— start Material provided —

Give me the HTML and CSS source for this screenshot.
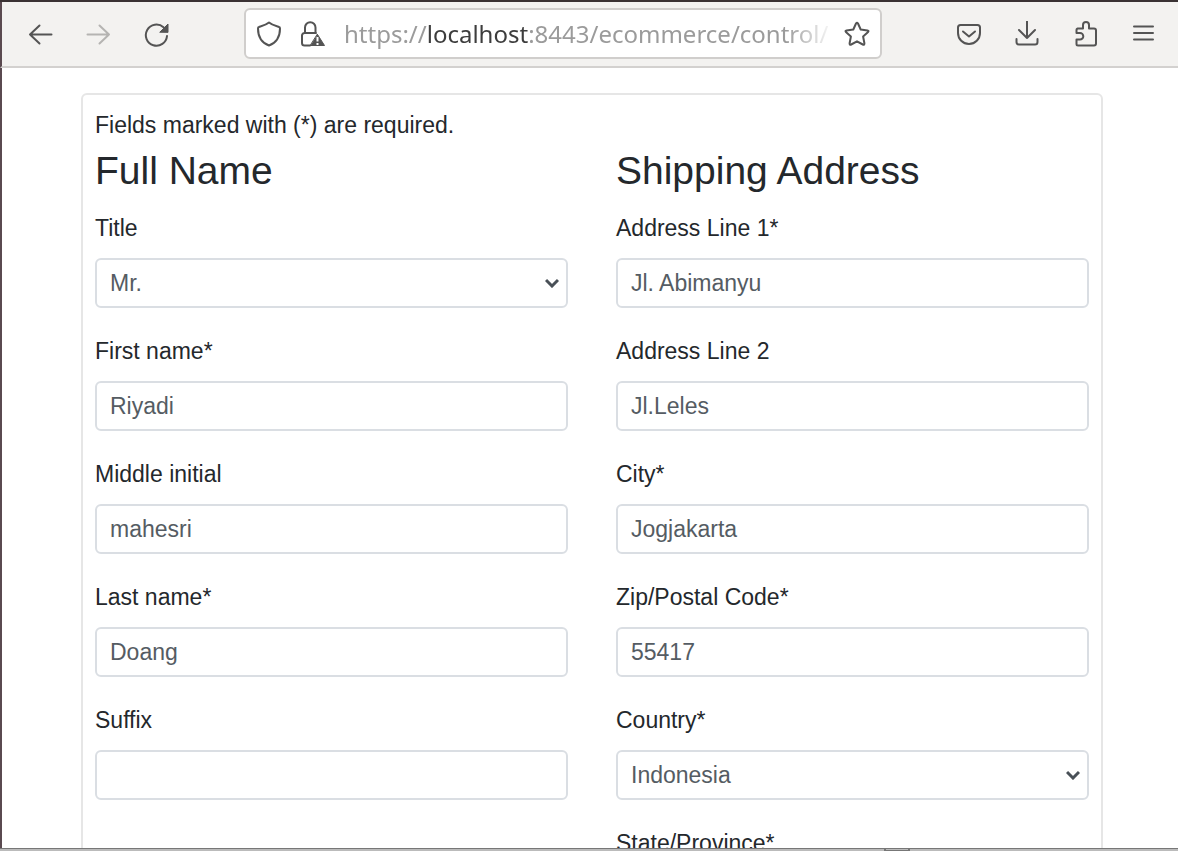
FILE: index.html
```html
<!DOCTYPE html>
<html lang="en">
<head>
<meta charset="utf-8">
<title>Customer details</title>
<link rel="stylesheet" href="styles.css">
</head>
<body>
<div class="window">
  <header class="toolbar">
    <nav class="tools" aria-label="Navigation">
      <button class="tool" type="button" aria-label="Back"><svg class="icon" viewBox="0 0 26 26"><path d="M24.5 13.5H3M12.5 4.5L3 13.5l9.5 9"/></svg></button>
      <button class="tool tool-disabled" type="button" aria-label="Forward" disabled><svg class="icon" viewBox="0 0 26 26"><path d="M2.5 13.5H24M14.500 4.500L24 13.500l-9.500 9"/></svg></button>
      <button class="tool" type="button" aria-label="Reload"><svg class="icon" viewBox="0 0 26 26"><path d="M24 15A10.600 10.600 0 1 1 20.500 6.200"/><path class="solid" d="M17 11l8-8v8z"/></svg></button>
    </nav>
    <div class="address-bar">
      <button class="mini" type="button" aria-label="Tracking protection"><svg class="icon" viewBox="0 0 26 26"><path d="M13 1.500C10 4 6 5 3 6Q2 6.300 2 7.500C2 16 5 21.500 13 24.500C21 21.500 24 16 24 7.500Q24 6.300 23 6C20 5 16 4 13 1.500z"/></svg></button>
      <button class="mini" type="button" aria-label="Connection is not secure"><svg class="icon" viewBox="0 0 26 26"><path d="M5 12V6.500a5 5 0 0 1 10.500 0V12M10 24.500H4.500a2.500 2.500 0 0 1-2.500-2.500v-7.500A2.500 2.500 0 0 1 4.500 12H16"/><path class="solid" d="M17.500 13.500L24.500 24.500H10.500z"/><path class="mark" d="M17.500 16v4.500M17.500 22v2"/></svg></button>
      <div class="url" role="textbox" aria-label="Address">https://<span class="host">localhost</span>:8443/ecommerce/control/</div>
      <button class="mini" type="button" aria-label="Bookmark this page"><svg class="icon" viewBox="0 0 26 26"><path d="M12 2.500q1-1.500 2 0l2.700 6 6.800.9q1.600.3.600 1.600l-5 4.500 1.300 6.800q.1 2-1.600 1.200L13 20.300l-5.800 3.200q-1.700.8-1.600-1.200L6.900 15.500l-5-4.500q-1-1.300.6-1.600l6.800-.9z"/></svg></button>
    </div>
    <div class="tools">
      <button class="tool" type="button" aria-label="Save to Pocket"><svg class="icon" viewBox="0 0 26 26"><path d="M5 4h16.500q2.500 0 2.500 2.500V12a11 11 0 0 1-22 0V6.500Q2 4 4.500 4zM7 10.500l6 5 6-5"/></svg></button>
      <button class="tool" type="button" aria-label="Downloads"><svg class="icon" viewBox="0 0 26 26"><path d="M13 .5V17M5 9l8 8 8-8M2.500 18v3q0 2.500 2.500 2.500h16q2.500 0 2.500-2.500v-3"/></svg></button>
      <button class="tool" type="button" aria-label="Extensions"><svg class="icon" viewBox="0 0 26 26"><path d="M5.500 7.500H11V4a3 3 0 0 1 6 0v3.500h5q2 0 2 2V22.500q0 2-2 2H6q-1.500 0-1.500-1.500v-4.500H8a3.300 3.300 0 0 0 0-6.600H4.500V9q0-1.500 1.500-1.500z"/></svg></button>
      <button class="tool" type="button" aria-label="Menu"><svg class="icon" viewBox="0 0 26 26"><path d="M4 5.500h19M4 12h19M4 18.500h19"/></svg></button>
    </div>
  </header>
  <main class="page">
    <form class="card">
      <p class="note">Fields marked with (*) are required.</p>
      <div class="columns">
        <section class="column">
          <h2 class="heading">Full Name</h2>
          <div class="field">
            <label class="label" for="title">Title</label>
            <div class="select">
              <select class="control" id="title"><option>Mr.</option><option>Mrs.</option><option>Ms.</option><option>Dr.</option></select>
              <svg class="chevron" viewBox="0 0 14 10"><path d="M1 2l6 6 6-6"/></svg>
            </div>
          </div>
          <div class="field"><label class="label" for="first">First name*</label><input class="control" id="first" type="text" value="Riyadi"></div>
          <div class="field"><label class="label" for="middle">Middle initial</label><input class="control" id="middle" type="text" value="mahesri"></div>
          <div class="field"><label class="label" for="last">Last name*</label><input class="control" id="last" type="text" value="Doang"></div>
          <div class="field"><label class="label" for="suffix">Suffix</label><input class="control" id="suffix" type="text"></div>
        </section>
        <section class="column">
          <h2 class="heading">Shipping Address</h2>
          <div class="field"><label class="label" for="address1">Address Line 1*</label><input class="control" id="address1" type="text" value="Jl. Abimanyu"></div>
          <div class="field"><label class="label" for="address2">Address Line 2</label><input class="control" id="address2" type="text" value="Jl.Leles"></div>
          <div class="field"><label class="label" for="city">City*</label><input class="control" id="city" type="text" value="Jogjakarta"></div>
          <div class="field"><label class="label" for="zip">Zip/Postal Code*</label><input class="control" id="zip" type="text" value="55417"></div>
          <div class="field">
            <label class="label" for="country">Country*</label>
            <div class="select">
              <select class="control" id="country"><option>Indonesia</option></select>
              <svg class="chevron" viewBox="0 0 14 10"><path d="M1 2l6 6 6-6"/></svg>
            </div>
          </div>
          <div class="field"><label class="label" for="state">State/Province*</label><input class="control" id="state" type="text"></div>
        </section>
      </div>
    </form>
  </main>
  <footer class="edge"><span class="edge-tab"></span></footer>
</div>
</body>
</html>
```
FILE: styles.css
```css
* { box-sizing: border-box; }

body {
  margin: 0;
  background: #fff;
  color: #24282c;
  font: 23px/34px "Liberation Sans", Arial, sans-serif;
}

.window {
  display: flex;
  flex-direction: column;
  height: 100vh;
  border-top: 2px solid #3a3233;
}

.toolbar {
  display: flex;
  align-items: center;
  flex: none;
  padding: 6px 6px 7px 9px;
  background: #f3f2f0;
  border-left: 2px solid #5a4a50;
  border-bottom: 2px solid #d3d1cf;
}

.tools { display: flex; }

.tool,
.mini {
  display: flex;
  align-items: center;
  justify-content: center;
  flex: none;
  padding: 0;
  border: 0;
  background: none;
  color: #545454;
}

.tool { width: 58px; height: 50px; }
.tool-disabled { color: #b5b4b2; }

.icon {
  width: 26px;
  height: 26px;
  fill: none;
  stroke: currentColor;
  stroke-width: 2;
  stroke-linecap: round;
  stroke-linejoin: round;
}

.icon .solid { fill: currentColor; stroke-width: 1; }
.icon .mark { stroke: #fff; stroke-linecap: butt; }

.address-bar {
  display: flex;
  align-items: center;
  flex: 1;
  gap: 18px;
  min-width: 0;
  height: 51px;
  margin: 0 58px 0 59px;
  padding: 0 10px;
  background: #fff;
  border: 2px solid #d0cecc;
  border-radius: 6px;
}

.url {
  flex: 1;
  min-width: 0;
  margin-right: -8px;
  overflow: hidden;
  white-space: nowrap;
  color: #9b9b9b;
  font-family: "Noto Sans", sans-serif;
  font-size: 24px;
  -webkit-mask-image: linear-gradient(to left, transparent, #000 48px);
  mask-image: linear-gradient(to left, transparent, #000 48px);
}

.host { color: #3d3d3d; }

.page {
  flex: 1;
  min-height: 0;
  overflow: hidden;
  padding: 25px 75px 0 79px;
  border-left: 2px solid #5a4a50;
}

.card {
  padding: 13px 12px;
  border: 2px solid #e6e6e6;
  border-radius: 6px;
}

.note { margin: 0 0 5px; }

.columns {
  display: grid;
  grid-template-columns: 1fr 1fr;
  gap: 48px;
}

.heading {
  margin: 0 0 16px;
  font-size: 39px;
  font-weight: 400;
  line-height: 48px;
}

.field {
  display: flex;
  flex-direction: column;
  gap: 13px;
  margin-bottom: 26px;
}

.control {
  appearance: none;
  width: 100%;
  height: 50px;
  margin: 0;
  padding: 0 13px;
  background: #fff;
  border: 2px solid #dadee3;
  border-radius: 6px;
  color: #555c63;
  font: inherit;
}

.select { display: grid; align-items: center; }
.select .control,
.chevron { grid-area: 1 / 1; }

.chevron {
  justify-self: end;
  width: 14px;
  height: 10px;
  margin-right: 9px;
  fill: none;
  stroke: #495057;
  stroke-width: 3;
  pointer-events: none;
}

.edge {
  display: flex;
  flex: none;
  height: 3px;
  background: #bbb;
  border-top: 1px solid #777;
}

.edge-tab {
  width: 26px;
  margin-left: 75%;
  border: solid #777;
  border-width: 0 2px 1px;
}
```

— end Material provided —

### Problem to work on
Using the data above, copy each line that contains "this".

### Solution below
Give me the HTML and CSS source for this screenshot.
      <button class="mini" type="button" aria-label="Bookmark this page"><svg class="icon" viewBox="0 0 26 26"><path d="M12 2.500q1-1.500 2 0l2.700 6 6.800.9q1.600.3.600 1.600l-5 4.500 1.300 6.800q.1 2-1.600 1.200L13 20.300l-5.800 3.200q-1.700.8-1.600-1.200L6.900 15.500l-5-4.500q-1-1.300.6-1.600l6.800-.9z"/></svg></button>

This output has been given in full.